# [WRITTEN TASK]
Go over the entries below line by line, copying each one that contains the word "this".

# [DATASET RECORDS]
================
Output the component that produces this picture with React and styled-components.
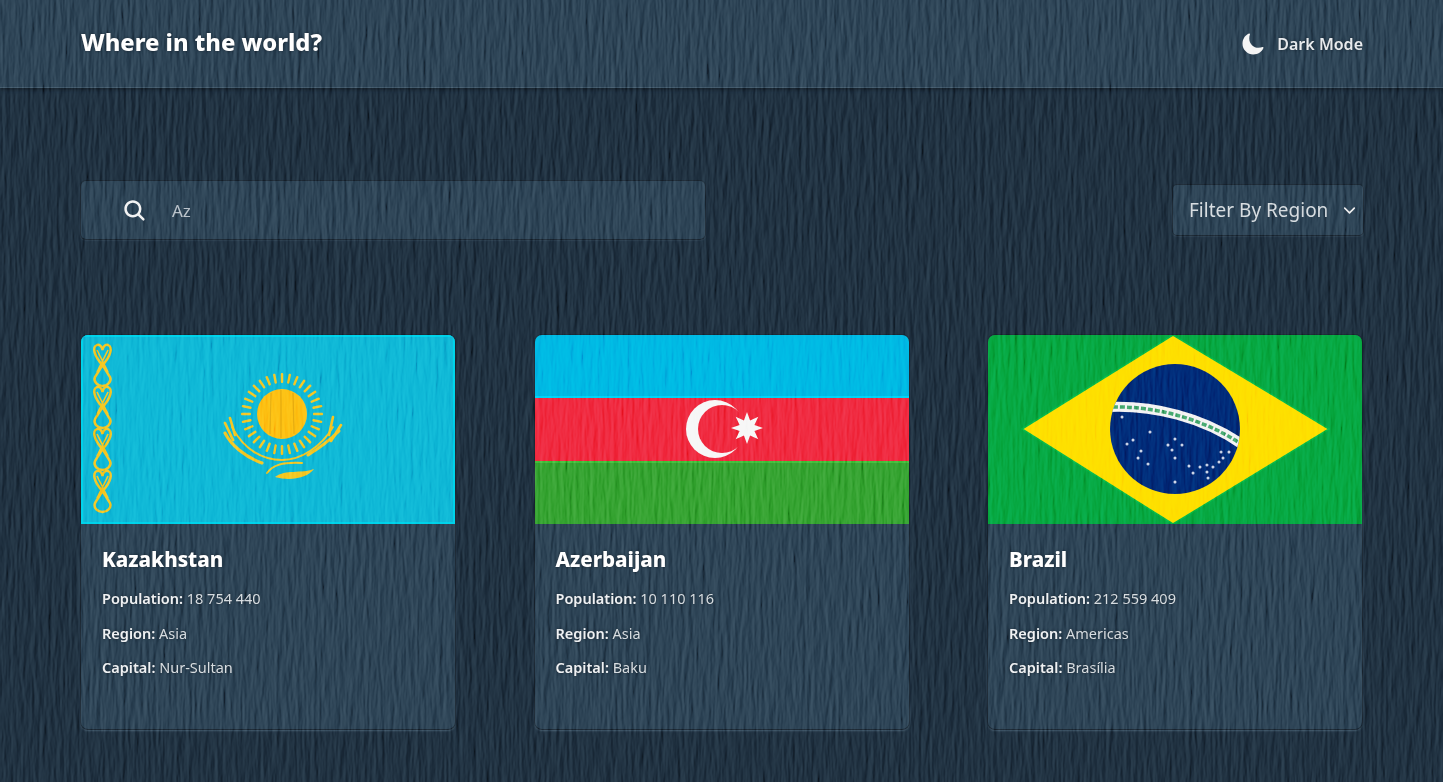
import React from "react";
import styled, { createGlobalStyle } from "styled-components";
import { IoChevronDown, IoMoon, IoSearch } from "react-icons/io5";

const FONT = `"Noto Sans", "Open Sans", sans-serif`;

const textureSvg = `<svg xmlns='http://www.w3.org/2000/svg' width='1443' height='782'><filter id='n' x='0' y='0' width='100%' height='100%'><feTurbulence type='fractalNoise' baseFrequency='0.24 0.03' numOctaves='4' seed='7'/><feDiffuseLighting surfaceScale='0.8' lighting-color='#fff'><feDistantLight azimuth='20' elevation='20'/></feDiffuseLighting></filter><rect width='1443' height='782' filter='url(#n)'/></svg>`;

const GlobalStyle = createGlobalStyle`
  html, body {
    margin: 0;
    height: 100%;
    background: #1a2a39;
    overflow: hidden;
  }
  body {
    font-family: ${FONT};
    color: #fff;
  }
  * {
    box-sizing: border-box;
  }
`;

const Page = styled.div`
  position: relative;
  height: 782px;
  overflow: hidden;
  background: #1a2a39;
`;

const Texture = styled.div`
  position: absolute;
  inset: 0;
  pointer-events: none;
  background-image: url("data:image/svg+xml,${encodeURIComponent(textureSvg)}");
  mix-blend-mode: soft-light;
  opacity: 0.6;
`;

const Header = styled.header`
  display: flex;
  justify-content: space-between;
  align-items: center;
  height: 87px;
  padding: 0 80px 4px 81px;
  background: #263c4e;
  box-shadow: 0 1px 0 #3a5163, 0 3px 3px #111b25;
`;

const Title = styled.h1`
  margin: 0;
  font-size: 23.7px;
  font-weight: 800;
  text-shadow: 0 0 3px #15202b;
`;

const ThemeToggle = styled.button`
  display: flex;
  align-items: center;
  gap: 12px;
  margin-top: 4px;
  padding: 0;
  border: 0;
  background: none;
  color: #e6e9ec;
  font-family: ${FONT};
  font-size: 16px;
  font-weight: 600;
  text-shadow: 0 0 3px #15202b;

  svg {
    width: 24px;
    height: 24px;
    color: #f4f4f4;
  }
`;

const Main = styled.main`
  padding: 94px 80px 0 81px;
`;

const Toolbar = styled.div`
  display: flex;
  justify-content: space-between;
  align-items: center;
  height: 58px;
`;

const SearchBox = styled.label`
  display: flex;
  align-items: center;
  gap: 23px;
  width: 624px;
  height: 58px;
  padding-left: 41px;
  border-radius: 5px;
  background: #263c4e;
  box-shadow: 0 0 0 1px #17222d, 0 1px 2px #3a5163;

  svg {
    flex: none;
    width: 25px;
    height: 25px;
    color: #f2f2f2;
  }
`;

const SearchInput = styled.input`
  flex: 1;
  min-width: 0;
  border: 0;
  outline: 0;
  background: none;
  color: #b7c0c8;
  font-family: ${FONT};
  font-size: 17px;
`;

const RegionFilter = styled.div`
  display: flex;
  align-items: center;
  justify-content: space-between;
  width: 190px;
  height: 50px;
  padding: 0 5px 0 16px;
  border-radius: 4px;
  background: #263c4e;
  box-shadow: 0 0 0 1px #17222d, 0 1px 2px #3a5163;
  color: #d4dade;
  font-size: 19px;
  font-weight: 400;

  svg {
    width: 17px;
    height: 17px;
    color: #eee;
  }
`;

const CardGrid = styled.section`
  display: grid;
  grid-template-columns: repeat(3, 374px);
  justify-content: space-between;
  margin-top: 96px;
  padding-right: 1px;
`;

const Card = styled.article`
  height: 394px;
  overflow: hidden;
  border-radius: 7px;
  background: #263c4e;
  box-shadow: 0 0 0 1px #17222d, 0 2px 2px #3a5163;
`;

const Flag = styled.svg`
  display: block;
  width: 374px;
  height: 189px;
`;

const CardBody = styled.div`
  padding: 21px 21px;
`;

const CountryName = styled.h2`
  margin: 0 0 16px;
  font-size: 20.5px;
  line-height: 28px;
  font-weight: 800;
  text-shadow: 0 0 3px #15202b;
`;

const Fact = styled.p`
  margin: 0 0 16.5px;
  font-size: 14.5px;
  line-height: 18px;
  font-weight: 400;
  color: #d4dade;
  text-shadow: 0 0 3px #15202b;

  b {
    font-weight: 600;
    color: #eef0f2;
  }
`;

const KazakhstanFlag = () => {
  const rays = Array.from({ length: 32 }, (_, i) => (i * 360) / 32);
  return (
    <Flag viewBox="0 0 374 189">
      <rect width="374" height="189" fill="#0cb4d4" />
      <rect x="1" y="1" width="372" height="187" fill="none" stroke="#00cfe8" strokeWidth="2" />
      <g fill="none" stroke="#f4c41c" strokeWidth="2.4">
        {[9, 51, 93, 135].map(y => (
          <g key={y} transform={`translate(11 ${y})`}>
            <path d="M10.5 21 C2 12 0 3 5 1 C8 0 10 3 10.5 6 C11 3 13 0 16 1 C21 3 19 12 10.5 21Z" />
            <path d="M10.5 21 L3 33 C1 38 6 42 10.5 42 C15 42 20 38 18 33Z" />
            <path d="M5 6 L16 28 M16 6 L5 28" strokeWidth="1.6" />
          </g>
        ))}
      </g>
      <g fill="#f4c41c">
        {rays.map(angle => (
          <rect
            key={angle}
            x="199.8"
            y="38"
            width="2.4"
            height="10"
            rx="1"
            transform={`rotate(${angle} 201 79)`}
          />
        ))}
        <circle cx="201" cy="79" r="25" fill="#fdbd0f" />
      </g>
      <path
        d="M200 55 V103 M190 58 L189 99 M212 58 L213 99"
        stroke="#e3a60d"
        strokeWidth="1.2"
        fill="none"
      />
      <g fill="none" stroke="#f4c41c" strokeLinecap="round">
        <path d="M144 98 C150 110 164 122 181 128" strokeWidth="3" />
        <path d="M151 92 C163 115 182 125 201 125 C220 125 240 112 252 92" strokeWidth="1.8" />
        <path d="M186 138 C192 130 201 127 221 128" strokeWidth="2" />
        <path d="M227 120 C240 112 250 104 258 96" strokeWidth="3" />
        <path d="M149 83 L154 100 M144 88 L152 105 M252 82 L248 100 M260 90 L250 106" strokeWidth="2.6" />
      </g>
      <path d="M194 142 C205 134 220 139 233 134 C225 144 208 146 194 142Z" fill="#f4c41c" />
    </Flag>
  );
};

const starPoints = (cx, cy, outer, inner, count) =>
  Array.from({ length: count * 2 }, (_, i) => {
    const r = i % 2 ? inner : outer;
    const a = (i * Math.PI) / count - Math.PI / 2;
    return `${cx + r * Math.cos(a)},${cy + r * Math.sin(a)}`;
  }).join(" ");

const AzerbaijanFlag = () => (
  <Flag viewBox="0 0 374 189">
    <rect width="374" height="63" fill="#00b5e2" />
    <rect y="61" width="374" height="2" fill="#00d0f5" />
    <rect y="63" width="374" height="63" fill="#ef2338" />
    <rect y="126" width="374" height="63" fill="#2e9e2a" />
    <rect y="126" width="374" height="2" fill="#3cb934" />
    <circle cx="180" cy="94" r="29" fill="#f6f6f6" />
    <circle cx="187" cy="94" r="24" fill="#ef2338" />
    <polygon points={starPoints(212, 93, 16, 8, 8)} fill="#f6f6f6" />
  </Flag>
);

const BRAZIL_STARS = [
  [134, 82], [162, 97], [145, 105], [139, 109], [153, 116], [150, 123],
  [160, 129], [187, 104], [180, 110], [194, 110], [184, 115], [187, 123],
  [201, 131], [205, 138], [212, 132], [219, 130], [225, 132], [231, 127],
  [235, 123], [233, 117], [241, 117], [219, 137], [220, 143], [187, 147],
];

const BrazilFlag = () => (
  <Flag viewBox="0 0 374 189">
    <rect width="374" height="189" fill="#05a33a" />
    <polygon points="34,94 185,0 341,94 185,189" fill="#fedd00" stroke="#04b53f" strokeWidth="1.5" />
    <clipPath id="globe">
      <circle cx="187" cy="94" r="65" />
    </clipPath>
    <circle cx="187" cy="94" r="65" fill="#012472" />
    <g clipPath="url(#globe)" fill="none">
      <path d="M120 72 C165 70 215 82 255 110" stroke="#f2f2f2" strokeWidth="10" />
      <path d="M125 72 C165 71 213 83 250 107" stroke="#3fa56a" strokeWidth="3.5" strokeDasharray="5 2" />
    </g>
    <g fill="#c9d3e6">
      {BRAZIL_STARS.map(([x, y]) => (
        <circle key={`${x}-${y}`} cx={x} cy={y} r="1.5" />
      ))}
    </g>
  </Flag>
);

const COUNTRIES = [
  { name: "Kazakhstan", population: "18 754 440", region: "Asia", capital: "Nur-Sultan", Flag: KazakhstanFlag },
  { name: "Azerbaijan", population: "10 110 116", region: "Asia", capital: "Baku", Flag: AzerbaijanFlag },
  { name: "Brazil", population: "212 559 409", region: "Americas", capital: "Brasília", Flag: BrazilFlag },
];

const App = () => (
  <Page>
    <GlobalStyle />
    <Header>
      <Title>Where in the world?</Title>
      <ThemeToggle>
        <IoMoon />
        Dark Mode
      </ThemeToggle>
    </Header>
    <Main>
      <Toolbar>
        <SearchBox>
          <IoSearch />
          <SearchInput defaultValue="Az" />
        </SearchBox>
        <RegionFilter>
          Filter By Region
          <IoChevronDown />
        </RegionFilter>
      </Toolbar>
      <CardGrid>
        {COUNTRIES.map(country => (
          <Card key={country.name}>
            <country.Flag />
            <CardBody>
              <CountryName>{country.name}</CountryName>
              <Fact><b>Population:</b> {country.population}</Fact>
              <Fact><b>Region:</b> {country.region}</Fact>
              <Fact><b>Capital:</b> {country.capital}</Fact>
            </CardBody>
          </Card>
        ))}
      </CardGrid>
    </Main>
    <Texture />
  </Page>
);

export default App;
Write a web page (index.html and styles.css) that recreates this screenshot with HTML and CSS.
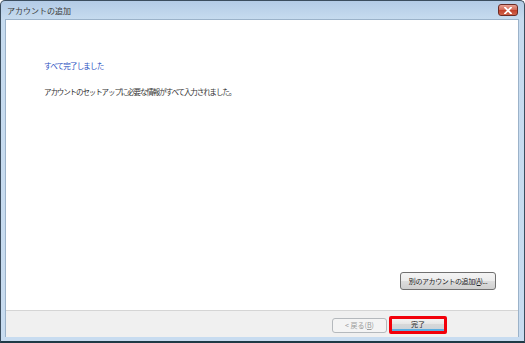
FILE: index.html
```html
<!DOCTYPE html>
<html lang="ja">
<head>
    <meta charset="UTF-8">
    <title>アカウントの追加</title>
    <link rel="stylesheet" href="styles.css">
</head>
<body>
    <div class="window">
        <div class="titlebar">
            <span class="title">アカウントの追加</span>
            <button class="close-btn" aria-label="閉じる">
                <svg width="8" height="7" viewBox="0 0 8 7">
                    <path d="M1 0.5 L7 6.5 M7 0.5 L1 6.5" stroke="#fff" stroke-width="1.8" stroke-linecap="square"/>
                </svg>
            </button>
        </div>
        <div class="client">
            <div class="content">
                <h1 class="heading">すべて完了しました</h1>
                <p class="message">アカウントのセットアップに必要な情報がすべて入力されました。</p>
                <div class="content-actions">
                    <button class="btn add-btn">別のアカウントの追加(<u>A</u>)...</button>
                </div>
            </div>
            <div class="footer">
                <button class="btn back-btn" disabled>&lt; 戻る(<u>B</u>)</button>
                <span class="highlight">
                    <button class="btn finish-btn">完了</button>
                </span>
            </div>
        </div>
    </div>
</body>
</html>
```

FILE: styles.css
```css
body {
    margin: 0;
    font-family: "Noto Sans CJK JP", "Noto Sans", sans-serif;
    background: #ffffff;
}
.window {
    width: 525px;
    height: 343px;
    box-sizing: border-box;
    display: flex;
    flex-direction: column;
    border: 1px solid #3b4d5e;
    border-bottom: 2px solid #1f3a46;
    border-radius: 5px 5px 0 0;
    padding: 0 5px 4px 4px;
    background: linear-gradient(to bottom, #b3cbe6 0px, #c6dbef 18px, #c8dcf0 100%);
}
.titlebar {
    height: 18px;
    display: flex;
    align-items: center;
    justify-content: space-between;
}
.title {
    font-size: 8px;
    color: #3a3a3a;
    padding-left: 2px;
}
.close-btn {
    width: 20px;
    height: 12px;
    margin: 0 1px 0 0;
    padding: 0;
    border: 1px solid #6b2b25;
    border-radius: 3px;
    background: linear-gradient(to bottom, #e8a193 0%, #d46e5c 45%, #c3422c 55%, #d0654c 100%);
    display: flex;
    align-items: center;
    justify-content: center;
}
.client {
    flex: 1;
    display: flex;
    flex-direction: column;
    border: 1px solid #9bb2c9;
    border-bottom: none;
}
.content {
    flex: 1;
    display: flex;
    flex-direction: column;
    background: #ffffff;
    padding: 41px 22px 20px 38px;
}
.heading {
    margin: 0;
    font-size: 7.5px;
    font-weight: normal;
    line-height: 10px;
    color: #2a4fbf;
    letter-spacing: -0.8px;
}
.message {
    margin: 16px 0 0 0;
    font-size: 7.5px;
    line-height: 10px;
    color: #333333;
    letter-spacing: -1.1px;
}
.content-actions {
    margin-top: auto;
    display: flex;
    justify-content: flex-end;
}
.btn {
    font-family: "Noto Sans CJK JP", "Noto Sans", sans-serif;
    font-size: 7px;
    color: #222222;
    padding: 0;
    border: 1px solid #707070;
    border-radius: 3px;
    background: linear-gradient(to bottom, #f4f4f4 0%, #ececec 50%, #dddddd 51%, #cfcfcf 100%);
    display: flex;
    align-items: center;
    justify-content: center;
}
.add-btn {
    width: 96px;
    height: 18px;
    letter-spacing: -0.4px;
}
.footer {
    height: 27px;
    border-top: 1px solid #d5d5d5;
    background: #f0f0f0;
    display: flex;
    align-items: center;
    justify-content: flex-end;
    gap: 2px;
    padding: 2px 71px 0 0;
    box-sizing: border-box;
}
.back-btn {
    width: 55px;
    height: 15px;
    color: #9a9a9a;
    border-color: #b5b9bd;
    background: #f4f4f4;
}
.highlight {
    display: flex;
    border: 3px solid #f2000a;
    border-radius: 2px;
}
.finish-btn {
    width: 52px;
    height: 12px;
    border: none;
    border-radius: 0;
    border-bottom: 2px solid #5aaee0;
    background: linear-gradient(to bottom, #f2f2f2 0%, #e6e6e6 50%, #d8d8d8 51%, #cdd4da 100%);
}
```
================
# [OUTPUT OF THE EXERCISE]
Output the component that produces this picture with React and styled-components.
Write a web page (index.html and styles.css) that recreates this screenshot with HTML and CSS.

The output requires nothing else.